**Set exercise:** Output the full listing below exactly as it reads, and skip anything that is a picture.

**Raw data:**

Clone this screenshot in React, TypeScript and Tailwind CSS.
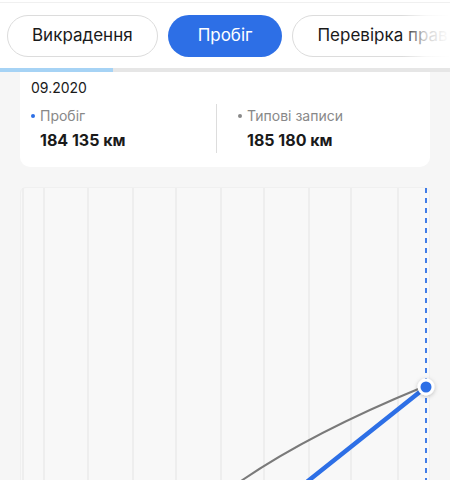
const tabs = [
  { label: "Викрадення", active: false },
  { label: "Пробіг", active: true },
  { label: "Перевірка прав", active: false },
];

const gridX = [2, 23, 67, 112, 155, 200, 243, 288, 330, 377];

const Chart = () => (
  <svg width="410" height="293" viewBox="0 0 410 293" className="block overflow-visible">
    {gridX.map((x) => (
      <line key={x} x1={x} y1="0" x2={x} y2="293" stroke="#eeeeee" strokeWidth="2" />
    ))}
    <line x1="405" y1="0" x2="405" y2="293" stroke="#2d6fe6" strokeWidth="1.8" strokeDasharray="5 5" />
    <path d="M220 293 Q 290 245, 402 199" fill="none" stroke="#7a7a7a" strokeWidth="2" />
    <path d="M287 293 L 400 203" fill="none" stroke="#2d6fe6" strokeWidth="4.5" strokeLinecap="round" />
    <defs>
      <filter id="sh" x="-50%" y="-50%" width="200%" height="200%">
        <feDropShadow dx="0" dy="1" stdDeviation="2" floodColor="#000" floodOpacity="0.25" />
      </filter>
    </defs>
    <circle cx="405" cy="199" r="8.5" fill="#ffffff" filter="url(#sh)" />
    <circle cx="405" cy="199" r="5.5" fill="#2d6fe6" />
  </svg>
);

export default function App() {
  return (
    <div className="w-[450px] h-[480px] overflow-hidden bg-[#f6f6f6] font-['Inter',sans-serif] text-[#1a1a1a]">
      <div className="bg-white">
        <div className="h-[3px] border-b border-[#f0f0f0]" />
        <div className="relative flex gap-[10px] pl-[7px] pt-[12px] pb-[11px] overflow-hidden whitespace-nowrap">
          {tabs.map((t) => (
            <div
              key={t.label}
              className={
                t.active
                  ? "h-[42px] px-[30px] flex items-center rounded-full bg-[#2d6fe6] text-white text-[17px] shrink-0"
                  : "h-[42px] px-[24px] flex items-center rounded-full border border-[#dcdcdc] bg-white text-[17px] shrink-0"
              }
            >
              {t.label}
            </div>
          ))}
          <div className="absolute right-0 top-0 h-full w-[48px] bg-gradient-to-r from-white/0 via-white/80 to-white" />
        </div>
        <div className="h-[4px] bg-[#e6e6e6]">
          <div className="h-full w-[113px] bg-[#a6d3f5]" />
        </div>
      </div>

      <div className="px-[20px]">
        <div className="bg-white rounded-b-[10px] px-[11px] pt-[6px] pb-[14px]">
          <div className="text-[14px] leading-[20px]">09.2020</div>
          <div className="flex mt-[6px]">
            <div className="w-[186px] border-r border-[#dddddd] py-[2px]">
              <div className="flex items-center gap-[5px] text-[14px] text-[#888888] leading-[20px]">
                <span className="w-[4px] h-[4px] rounded-full bg-[#2d6fe6]" />
                Пробіг
              </div>
              <div className="pl-[9px] mt-[3px] text-[16px] font-bold leading-[22px]">184 135 км</div>
            </div>
            <div className="pl-[21px] py-[2px]">
              <div className="flex items-center gap-[5px] text-[14px] text-[#888888] leading-[20px]">
                <span className="w-[4px] h-[4px] rounded-full bg-[#888888]" />
                Типові записи
              </div>
              <div className="pl-[9px] mt-[3px] text-[16px] font-bold leading-[22px]">185 180 км</div>
            </div>
          </div>
        </div>

        <div className="mt-[20px] bg-[#f8f8f8] border border-[#f0f0f0] rounded-t-[6px]">
          <Chart />
        </div>
      </div>
    </div>
  );
}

**Result:**
Clone this screenshot in React, TypeScript and Tailwind CSS.
const tabs = [
  { label: "Викрадення", active: false },
  { label: "Пробіг", active: true },
  { label: "Перевірка прав", active: false },
];

const gridX = [2, 23, 67, 112, 155, 200, 243, 288, 330, 377];

const Chart = () => (
  <svg width="410" height="293" viewBox="0 0 410 293" className="block overflow-visible">
    {gridX.map((x) => (
      <line key={x} x1={x} y1="0" x2={x} y2="293" stroke="#eeeeee" strokeWidth="2" />
    ))}
    <line x1="405" y1="0" x2="405" y2="293" stroke="#2d6fe6" strokeWidth="1.8" strokeDasharray="5 5" />
    <path d="M220 293 Q 290 245, 402 199" fill="none" stroke="#7a7a7a" strokeWidth="2" />
    <path d="M287 293 L 400 203" fill="none" stroke="#2d6fe6" strokeWidth="4.5" strokeLinecap="round" />
    <defs>
      <filter id="sh" x="-50%" y="-50%" width="200%" height="200%">
        <feDropShadow dx="0" dy="1" stdDeviation="2" floodColor="#000" floodOpacity="0.25" />
      </filter>
    </defs>
    <circle cx="405" cy="199" r="8.5" fill="#ffffff" filter="url(#sh)" />
    <circle cx="405" cy="199" r="5.5" fill="#2d6fe6" />
  </svg>
);

export default function App() {
  return (
    <div className="w-[450px] h-[480px] overflow-hidden bg-[#f6f6f6] font-['Inter',sans-serif] text-[#1a1a1a]">
      <div className="bg-white">
        <div className="h-[3px] border-b border-[#f0f0f0]" />
        <div className="relative flex gap-[10px] pl-[7px] pt-[12px] pb-[11px] overflow-hidden whitespace-nowrap">
          {tabs.map((t) => (
            <div
              key={t.label}
              className={
                t.active
                  ? "h-[42px] px-[30px] flex items-center rounded-full bg-[#2d6fe6] text-white text-[17px] shrink-0"
                  : "h-[42px] px-[24px] flex items-center rounded-full border border-[#dcdcdc] bg-white text-[17px] shrink-0"
              }
            >
              {t.label}
            </div>
          ))}
          <div className="absolute right-0 top-0 h-full w-[48px] bg-gradient-to-r from-white/0 via-white/80 to-white" />
        </div>
        <div className="h-[4px] bg-[#e6e6e6]">
          <div className="h-full w-[113px] bg-[#a6d3f5]" />
        </div>
      </div>

      <div className="px-[20px]">
        <div className="bg-white rounded-b-[10px] px-[11px] pt-[6px] pb-[14px]">
          <div className="text-[14px] leading-[20px]">09.2020</div>
          <div className="flex mt-[6px]">
            <div className="w-[186px] border-r border-[#dddddd] py-[2px]">
              <div className="flex items-center gap-[5px] text-[14px] text-[#888888] leading-[20px]">
                <span className="w-[4px] h-[4px] rounded-full bg-[#2d6fe6]" />
                Пробіг
              </div>
              <div className="pl-[9px] mt-[3px] text-[16px] font-bold leading-[22px]">184 135 км</div>
            </div>
            <div className="pl-[21px] py-[2px]">
              <div className="flex items-center gap-[5px] text-[14px] text-[#888888] leading-[20px]">
                <span className="w-[4px] h-[4px] rounded-full bg-[#888888]" />
                Типові записи
              </div>
              <div className="pl-[9px] mt-[3px] text-[16px] font-bold leading-[22px]">185 180 км</div>
            </div>
          </div>
        </div>

        <div className="mt-[20px] bg-[#f8f8f8] border border-[#f0f0f0] rounded-t-[6px]">
          <Chart />
        </div>
      </div>
    </div>
  );
}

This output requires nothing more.